• [AIM OF THE EXERCISE]: Reproduce the listing below word for word, with no pictures.

• • • • •

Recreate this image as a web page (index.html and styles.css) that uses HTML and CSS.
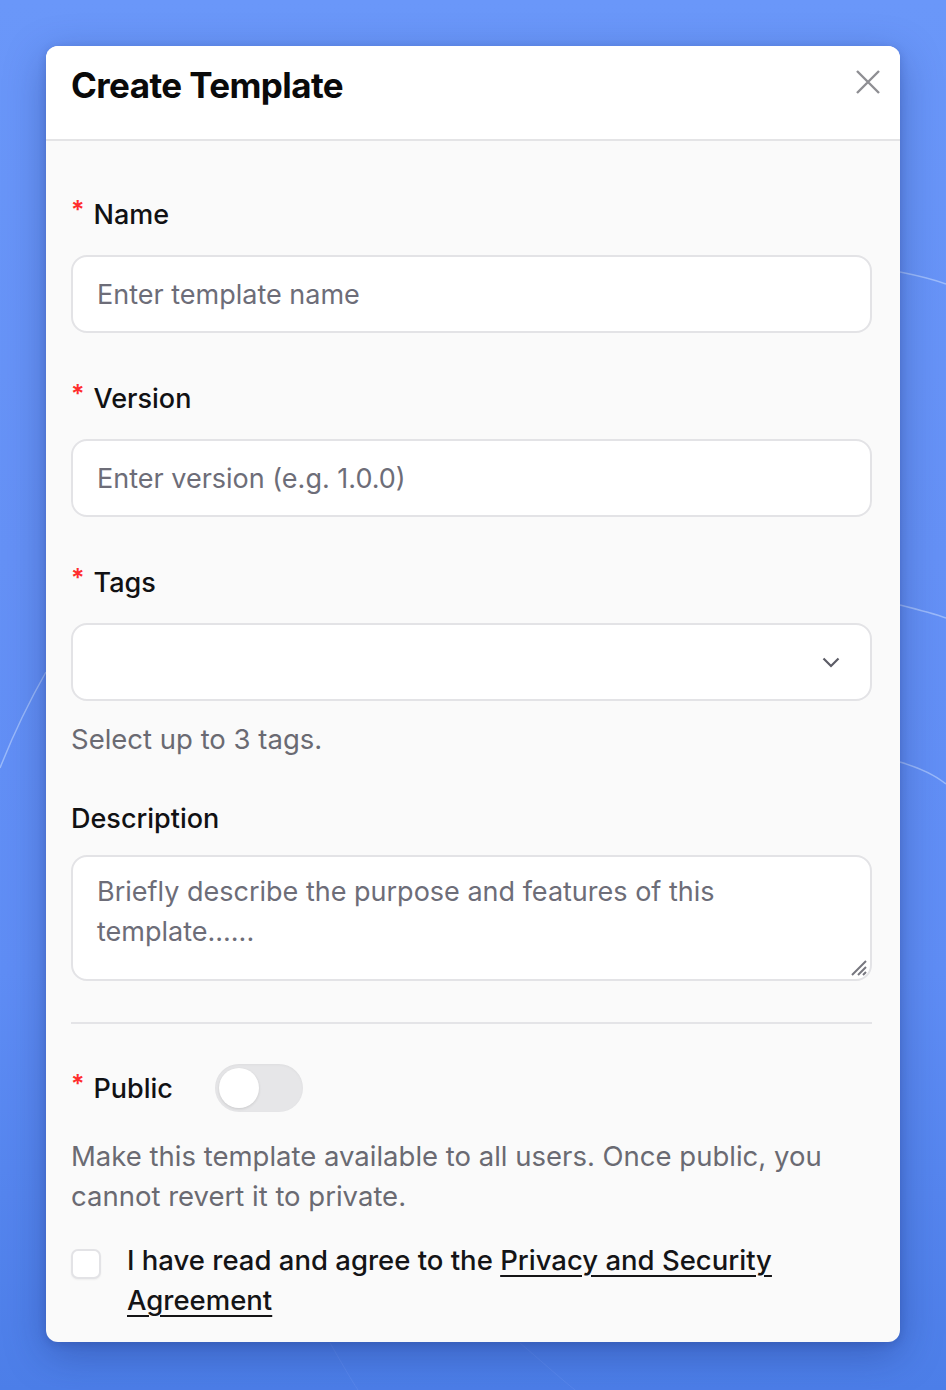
FILE: index.html
```html
<!DOCTYPE html>
<html lang="en">
<head>
<meta charset="utf-8">
<title>Create Template</title>
<link rel="stylesheet" href="styles.css">
</head>
<body>
<svg class="bg-lines" width="946" height="1390" viewBox="0 0 946 1390" aria-hidden="true">
  <path d="M0 768 C 15 730, 30 700, 46 672" />
  <path d="M900 272 C 920 276, 935 280, 946 284" />
  <path d="M900 605 C 920 610, 935 614, 946 618" />
  <path d="M900 762 C 920 768, 935 775, 946 784" />
  <path class="faint" d="M330 1343 C 340 1360, 350 1378, 358 1390" />
  <path class="faint" d="M520 1343 C 540 1360, 560 1378, 575 1390" />
</svg>
<div class="modal">
  <div class="modal-header">
    <h1 class="modal-title">Create Template</h1>
    <button class="close" aria-label="Close">
      <svg width="24" height="24" viewBox="0 0 24 24"><path d="M1 1 L23 23 M23 1 L1 23" /></svg>
    </button>
  </div>
  <div class="modal-body">
    <div class="item">
      <label class="label"><span class="req">*</span>Name</label>
      <div class="input"><span class="ph">Enter template name</span></div>
    </div>
    <div class="item">
      <label class="label"><span class="req">*</span>Version</label>
      <div class="input"><span class="ph">Enter version (e.g. 1.0.0)</span></div>
    </div>
    <div class="item item-tags">
      <label class="label"><span class="req">*</span>Tags</label>
      <div class="input select">
        <span class="ph"></span>
        <svg class="chev" width="18" height="11" viewBox="0 0 18 11"><path d="M1.5 1.5 L9 9 L16.5 1.5" /></svg>
      </div>
      <div class="help">Select up to 3 tags.</div>
    </div>
    <div class="item item-desc">
      <label class="label">Description</label>
      <div class="textarea">
        <div class="ph ph-block">Briefly describe the purpose and features of this template......</div>
        <svg class="grip" width="22" height="22" viewBox="0 0 22 22"><path d="M20 6 L6 20 M20 12 L12 20 M20 17 L17 20" /></svg>
      </div>
    </div>
    <div class="divider"></div>
    <div class="public-row">
      <label class="label"><span class="req">*</span>Public</label>
      <div class="switch"><div class="knob"></div></div>
    </div>
    <div class="help help-public">Make this template available to all users. Once public, you cannot revert it to private.</div>
    <div class="agree">
      <span class="checkbox"></span>
      <span class="agree-text">I have read and agree to the <a href="#">Privacy and Security Agreement</a></span>
    </div>
  </div>
</div>
</body>
</html>
```

FILE: styles.css
```css
* { box-sizing: border-box; }
html, body { margin: 0; padding: 0; }
body {
  width: 946px;
  height: 1390px;
  overflow: hidden;
  position: relative;
  font-family: "Inter", "Liberation Sans", sans-serif;
  background: linear-gradient(180deg, #6a97f9 0%, #6591f6 40%, #5f8df5 70%, #4c7ee8 100%);
  padding: 46px 46px 0 46px;
}
.bg-lines {
  position: absolute;
  left: 0;
  top: 0;
  pointer-events: none;
}
.bg-lines path {
  fill: none;
  stroke: rgba(200, 220, 255, 0.55);
  stroke-width: 1.5;
}
.bg-lines path.faint {
  stroke: rgba(110, 150, 240, 0.35);
  stroke-width: 1;
}
.modal {
  position: relative;
  width: 854px;
  background: #fafafa;
  border-radius: 12px;
  overflow: hidden;
  box-shadow: 0 12px 40px rgba(20, 40, 110, 0.35), 0 2px 8px rgba(20, 40, 110, 0.2);
}
.modal-header {
  height: 95px;
  background: #ffffff;
  border-bottom: 2px solid #e4e4e6;
  display: flex;
  align-items: flex-start;
  justify-content: space-between;
  padding: 0 20px 0 25px;
}
.modal-title {
  margin: 19px 0 0 0;
  font-size: 35px;
  line-height: 40px;
  font-weight: 700;
  color: #0a0a0a;
  letter-spacing: -0.6px;
}
.close {
  margin-top: 24px;
  border: 0;
  background: none;
  padding: 0;
  width: 24px;
  height: 24px;
}
.close svg path {
  stroke: #8e8e93;
  stroke-width: 2.4;
  fill: none;
}
.modal-body {
  padding: 51px 28px 22px 25px;
}
.item {
  margin-bottom: 43px;
}
.label {
  display: flex;
  align-items: center;
  height: 44px;
  font-size: 27px;
  font-weight: 500;
  color: #111113;
  margin-bottom: 19px;
}
.req {
  color: #ff2d2d;
  font-size: 25px;
  font-weight: 600;
  margin-right: 9px;
  position: relative;
  top: -4px;
}
.input {
  height: 78px;
  border: 2px solid #e3e3e6;
  background: #ffffff;
  border-radius: 16px;
  display: flex;
  align-items: center;
  padding: 0 24px;
}
.ph {
  font-size: 27px;
  color: #6d6d78;
}
.select {
  justify-content: space-between;
  padding-right: 30px;
}
.chev path {
  fill: none;
  stroke: #5c5c66;
  stroke-width: 2.2;
}
.item-tags { margin-bottom: 37px; }
.help {
  font-size: 27.5px;
  line-height: 40px;
  color: #6a6a72;
  margin-top: 18px;
}
.item-desc .label { margin-bottom: 15px; }
.item-desc { margin-bottom: 41px; }
.textarea {
  position: relative;
  height: 126px;
  border: 2px solid #e3e3e6;
  background: #ffffff;
  border-radius: 16px;
  padding: 15px 60px 0 24px;
  font-size: 27px;
  line-height: 40px;
}
.ph-block {
  display: block;
  line-height: 40px;
}
.grip {
  position: absolute;
  right: 2px;
  bottom: 2px;
}
.grip path {
  stroke: #77777f;
  stroke-width: 2;
  fill: none;
}
.divider {
  height: 2px;
  background: #e4e4e7;
  margin-bottom: 40px;
}
.public-row {
  display: flex;
  align-items: center;
  height: 48px;
}
.public-row .label {
  margin: 0;
  width: 144px;
}
.switch {
  width: 88px;
  height: 48px;
  border-radius: 24px;
  background: #e6e6e8;
  padding: 4px;
  box-shadow: inset 0 1px 3px rgba(0,0,0,0.04);
}
.knob {
  width: 40px;
  height: 40px;
  border-radius: 50%;
  background: #ffffff;
  box-shadow: 0 1px 3px rgba(0,0,0,0.12);
}
.help-public {
  margin-top: 24px;
}
.agree {
  display: flex;
  align-items: flex-start;
  margin-top: 24px;
}
.checkbox {
  flex: none;
  width: 30px;
  height: 30px;
  border: 2px solid #e3e3e6;
  border-radius: 7px;
  background: #ffffff;
  margin-top: 9px;
  margin-right: 26px;
  box-shadow: 0 1px 2px rgba(0,0,0,0.05);
}
.agree-text {
  font-size: 27.5px;
  line-height: 40px;
  font-weight: 500;
  color: #141416;
  max-width: 690px;
}
.agree-text a {
  color: #141416;
  text-decoration: underline;
  text-underline-offset: 5px;
  text-decoration-thickness: 2px;
}
```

• • • • •

• [FINAL ANSWER]:
Recreate this image as a web page (index.html and styles.css) that uses HTML and CSS.
FILE: index.html
```html
<!DOCTYPE html>
<html lang="en">
<head>
<meta charset="utf-8">
<title>Create Template</title>
<link rel="stylesheet" href="styles.css">
</head>
<body>
<svg class="bg-lines" width="946" height="1390" viewBox="0 0 946 1390" aria-hidden="true">
  <path d="M0 768 C 15 730, 30 700, 46 672" />
  <path d="M900 272 C 920 276, 935 280, 946 284" />
  <path d="M900 605 C 920 610, 935 614, 946 618" />
  <path d="M900 762 C 920 768, 935 775, 946 784" />
  <path class="faint" d="M330 1343 C 340 1360, 350 1378, 358 1390" />
  <path class="faint" d="M520 1343 C 540 1360, 560 1378, 575 1390" />
</svg>
<div class="modal">
  <div class="modal-header">
    <h1 class="modal-title">Create Template</h1>
    <button class="close" aria-label="Close">
      <svg width="24" height="24" viewBox="0 0 24 24"><path d="M1 1 L23 23 M23 1 L1 23" /></svg>
    </button>
  </div>
  <div class="modal-body">
    <div class="item">
      <label class="label"><span class="req">*</span>Name</label>
      <div class="input"><span class="ph">Enter template name</span></div>
    </div>
    <div class="item">
      <label class="label"><span class="req">*</span>Version</label>
      <div class="input"><span class="ph">Enter version (e.g. 1.0.0)</span></div>
    </div>
    <div class="item item-tags">
      <label class="label"><span class="req">*</span>Tags</label>
      <div class="input select">
        <span class="ph"></span>
        <svg class="chev" width="18" height="11" viewBox="0 0 18 11"><path d="M1.5 1.5 L9 9 L16.5 1.5" /></svg>
      </div>
      <div class="help">Select up to 3 tags.</div>
    </div>
    <div class="item item-desc">
      <label class="label">Description</label>
      <div class="textarea">
        <div class="ph ph-block">Briefly describe the purpose and features of this template......</div>
        <svg class="grip" width="22" height="22" viewBox="0 0 22 22"><path d="M20 6 L6 20 M20 12 L12 20 M20 17 L17 20" /></svg>
      </div>
    </div>
    <div class="divider"></div>
    <div class="public-row">
      <label class="label"><span class="req">*</span>Public</label>
      <div class="switch"><div class="knob"></div></div>
    </div>
    <div class="help help-public">Make this template available to all users. Once public, you cannot revert it to private.</div>
    <div class="agree">
      <span class="checkbox"></span>
      <span class="agree-text">I have read and agree to the <a href="#">Privacy and Security Agreement</a></span>
    </div>
  </div>
</div>
</body>
</html>
```

FILE: styles.css
```css
* { box-sizing: border-box; }
html, body { margin: 0; padding: 0; }
body {
  width: 946px;
  height: 1390px;
  overflow: hidden;
  position: relative;
  font-family: "Inter", "Liberation Sans", sans-serif;
  background: linear-gradient(180deg, #6a97f9 0%, #6591f6 40%, #5f8df5 70%, #4c7ee8 100%);
  padding: 46px 46px 0 46px;
}
.bg-lines {
  position: absolute;
  left: 0;
  top: 0;
  pointer-events: none;
}
.bg-lines path {
  fill: none;
  stroke: rgba(200, 220, 255, 0.55);
  stroke-width: 1.5;
}
.bg-lines path.faint {
  stroke: rgba(110, 150, 240, 0.35);
  stroke-width: 1;
}
.modal {
  position: relative;
  width: 854px;
  background: #fafafa;
  border-radius: 12px;
  overflow: hidden;
  box-shadow: 0 12px 40px rgba(20, 40, 110, 0.35), 0 2px 8px rgba(20, 40, 110, 0.2);
}
.modal-header {
  height: 95px;
  background: #ffffff;
  border-bottom: 2px solid #e4e4e6;
  display: flex;
  align-items: flex-start;
  justify-content: space-between;
  padding: 0 20px 0 25px;
}
.modal-title {
  margin: 19px 0 0 0;
  font-size: 35px;
  line-height: 40px;
  font-weight: 700;
  color: #0a0a0a;
  letter-spacing: -0.6px;
}
.close {
  margin-top: 24px;
  border: 0;
  background: none;
  padding: 0;
  width: 24px;
  height: 24px;
}
.close svg path {
  stroke: #8e8e93;
  stroke-width: 2.4;
  fill: none;
}
.modal-body {
  padding: 51px 28px 22px 25px;
}
.item {
  margin-bottom: 43px;
}
.label {
  display: flex;
  align-items: center;
  height: 44px;
  font-size: 27px;
  font-weight: 500;
  color: #111113;
  margin-bottom: 19px;
}
.req {
  color: #ff2d2d;
  font-size: 25px;
  font-weight: 600;
  margin-right: 9px;
  position: relative;
  top: -4px;
}
.input {
  height: 78px;
  border: 2px solid #e3e3e6;
  background: #ffffff;
  border-radius: 16px;
  display: flex;
  align-items: center;
  padding: 0 24px;
}
.ph {
  font-size: 27px;
  color: #6d6d78;
}
.select {
  justify-content: space-between;
  padding-right: 30px;
}
.chev path {
  fill: none;
  stroke: #5c5c66;
  stroke-width: 2.2;
}
.item-tags { margin-bottom: 37px; }
.help {
  font-size: 27.5px;
  line-height: 40px;
  color: #6a6a72;
  margin-top: 18px;
}
.item-desc .label { margin-bottom: 15px; }
.item-desc { margin-bottom: 41px; }
.textarea {
  position: relative;
  height: 126px;
  border: 2px solid #e3e3e6;
  background: #ffffff;
  border-radius: 16px;
  padding: 15px 60px 0 24px;
  font-size: 27px;
  line-height: 40px;
}
.ph-block {
  display: block;
  line-height: 40px;
}
.grip {
  position: absolute;
  right: 2px;
  bottom: 2px;
}
.grip path {
  stroke: #77777f;
  stroke-width: 2;
  fill: none;
}
.divider {
  height: 2px;
  background: #e4e4e7;
  margin-bottom: 40px;
}
.public-row {
  display: flex;
  align-items: center;
  height: 48px;
}
.public-row .label {
  margin: 0;
  width: 144px;
}
.switch {
  width: 88px;
  height: 48px;
  border-radius: 24px;
  background: #e6e6e8;
  padding: 4px;
  box-shadow: inset 0 1px 3px rgba(0,0,0,0.04);
}
.knob {
  width: 40px;
  height: 40px;
  border-radius: 50%;
  background: #ffffff;
  box-shadow: 0 1px 3px rgba(0,0,0,0.12);
}
.help-public {
  margin-top: 24px;
}
.agree {
  display: flex;
  align-items: flex-start;
  margin-top: 24px;
}
.checkbox {
  flex: none;
  width: 30px;
  height: 30px;
  border: 2px solid #e3e3e6;
  border-radius: 7px;
  background: #ffffff;
  margin-top: 9px;
  margin-right: 26px;
  box-shadow: 0 1px 2px rgba(0,0,0,0.05);
}
.agree-text {
  font-size: 27.5px;
  line-height: 40px;
  font-weight: 500;
  color: #141416;
  max-width: 690px;
}
.agree-text a {
  color: #141416;
  text-decoration: underline;
  text-underline-offset: 5px;
  text-decoration-thickness: 2px;
}
```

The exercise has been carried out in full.